The Problem
The challenge was to design a novel interactive kitchen object. As the assignment noted: “Your new object should be motivated by the cultural activities of the kitchen and provide a new narrative there.”
Cohabitation is a cornerstone of college life, specifically living with almost-strangers. As such, we found that while many considered the kitchen to be a place to converse and catch up, many were only having superficial conversations with their housemates.
The Solution
Our goal with Chatty Coaster was to design something that prompted more interesting conversations in the kitchen.
Placing a mug on the coaster activates it. Chatty Coaster lights up, then pays attention to the noise level in the room. When the conversation pauses for more than 3 seconds (a true awkward silence), the coaster interjects with a question of its own, prompting the conversation to the continue. Or at least breaking the ice with some laughter.
Brainstorm and Ideation
The idea began as two separate ideas: a table that helped with awkward silences and a coaster that changed color to help keep track of how long items had been kept on it.
We considered coasters that fit together in various ways. One option were two coasters: one used by each person in the conversation. Placing the coasters in proximity to one another or connecting them in some way would activate them. This, however, involved creating two functioning coasters, which would not work with our timeline.
Another idea was coasters with letters of the alphabet on the side. The letters would allow individuals to keep track of their coaster. The coasters would then fit together to create an alphabet stack. A coaster that asked questions and allowed people to keep track of their coasters seemed like too complex a narrative, so the idea was dropped.
Design Process
The casing went through several iterations. We were very keen on a circular coaster, but creating a cylindrical shape is very difficult.
We started by constructing the case using acryclic crescent moons glued together:
Dissatisfied with the way it looked, we moved to a 3D printed version:
Our final casing is a lathed aluminum pipe:
The lids also went through a couple iterations. It began like this:
But we determined that the soft wood with the acrylic accents would clash with the alumnimum pipe. The final product looked like this:
Final Design
The final design, as previously discussed, involves a aluminum pipe casing. The lid is clear acrylic slightly sanded to diffuse the light of the LEDs inside. These LEDs light up when the coaster is active and listening.
The inside is a tightly packed collection of electronics. We used a photosensor to detect mugs, a mic to detect sound, a few LEDs and a speaker. The LEDs were very harsh, so we used a cut sheet of paper under the lid to try and diffuse the light further.

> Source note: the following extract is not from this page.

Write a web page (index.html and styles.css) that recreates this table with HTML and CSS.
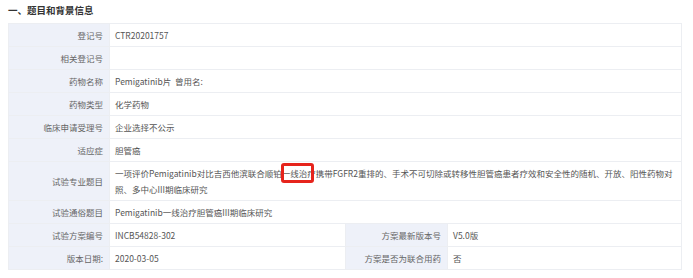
FILE: index.html
```html
<!DOCTYPE html>
<html lang="zh-CN">
<head>
<meta charset="utf-8">
<title>题目和背景信息</title>
<link rel="stylesheet" href="styles.css">
</head>
<body>
<section class="panel">
  <h2 class="title">一、题目和背景信息</h2>
  <table class="info">
    <colgroup>
      <col class="c-label">
      <col class="c-value">
      <col class="c-label2">
      <col class="c-value2">
    </colgroup>
    <tbody>
      <tr><th>登记号</th><td colspan="3">CTR20201757</td></tr>
      <tr><th>相关登记号</th><td colspan="3"></td></tr>
      <tr><th>药物名称</th><td colspan="3">Pemigatinib片&nbsp;&nbsp;曾用名:</td></tr>
      <tr><th>药物类型</th><td colspan="3">化学药物</td></tr>
      <tr><th>临床申请受理号</th><td colspan="3">企业选择不公示</td></tr>
      <tr><th>适应症</th><td colspan="3">胆管癌</td></tr>
      <tr><th>试验专业题目</th><td colspan="3" class="long">一项评价Pemigatinib对比吉西他滨联合顺铂<span class="hl">一线治疗</span>携带FGFR2重排的、手术不可切除或转移性胆管癌患者疗效和安全性的随机、开放、阳性药物对照、多中心III期临床研究</td></tr>
      <tr><th>试验通俗题目</th><td colspan="3">Pemigatinib一线治疗胆管癌III期临床研究</td></tr>
      <tr><th>试验方案编号</th><td>INCB54828-302</td><th>方案最新版本号</th><td>V5.0版</td></tr>
      <tr><th>版本日期:</th><td>2020-03-05</td><th>方案是否为联合用药</th><td>否</td></tr>
    </tbody>
  </table>
</section>
</body>
</html>
```
FILE: styles.css
```css
html, body {
  margin: 0;
  padding: 0;
  background: #ffffff;
}
body {
  font-family: "Noto Sans CJK SC", "Noto Sans", sans-serif;
  color: #555555;
}
.panel {
  padding: 0 8px;
}
.title {
  margin: 0 0 6px 0;
  padding-top: 3px;
  font-size: 9.5px;
  line-height: 14px;
  font-weight: 700;
  color: #333333;
}
.info {
  width: 673px;
  border-collapse: collapse;
  table-layout: fixed;
  font-size: 8.5px;
  line-height: 16px;
}
.c-label { width: 101px; }
.c-value { width: 236px; }
.c-label2 { width: 102px; }
.c-value2 { width: 234px; }
.info th,
.info td {
  border: 1px solid #eceef2;
  padding: 3px 5px;
  height: 16px;
  vertical-align: middle;
}
.info th {
  background: #eef1f9;
  font-weight: 400;
  text-align: right;
  color: #666666;
  padding-right: 6px;
}
.info td {
  text-align: left;
  color: #555555;
}
.info td.long {
  padding-right: 4px;
}
.hl {
  position: relative;
}
.hl::after {
  content: "";
  position: absolute;
  left: -1px;
  right: 2px;
  top: -4px;
  bottom: -4px;
  border: 3px solid #e6241c;
  border-radius: 3px;
}
```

The greatest design challenge for Chatty Coaster was to keep it small while yet allowing it enough room inside to house all of the components it needed to both listen for and produce sound. These components included a speaker, a microphone, an amplifier, three LEDs, and an arduino with power source that would run all of these components. In order to arrive at our smallest model we slowly scaled down our casing, from a 6” diameter device made out of acrylic disks, to a 5” 3D-printed shell, to our final 4” device made out of milled aluminum, before scaling down the inside components to meet our new space requirements. We switched out our standard-sized arduino for an arduino mini, chose a thin speaker over a bulkier model, and soldered all of our components together on a stripboard, thinner than the breadboard we had originally planned on using.
After we had a device that was suitably small we cut a hole in its base so that the sound from the speaker could be heard more clearly, and added feet to the bottom to lift the whole device off the table such that the table’s natural sound-reflecting properties would aid in the device’s volume.
Lessons Learned
If we were to iterate on Chatty Coaster further, there are a few changes I would suggest. First of all, a photosensor is not an accurate way to detect a glass or mug, particularly in low light settings. Switching it out for a pressure sensor would be a better bet.
We also did not have an off switch, given that we expected the photosensor to operate as an on and off switch. While this works in theory, having an on-off switch is preferrable if the coaster will not be used for long stretches of time.
The final change I would suggest would be to upgrade the speaker. The sound quality is not too fantastic and being able to hear the questions clearly is central to the experience.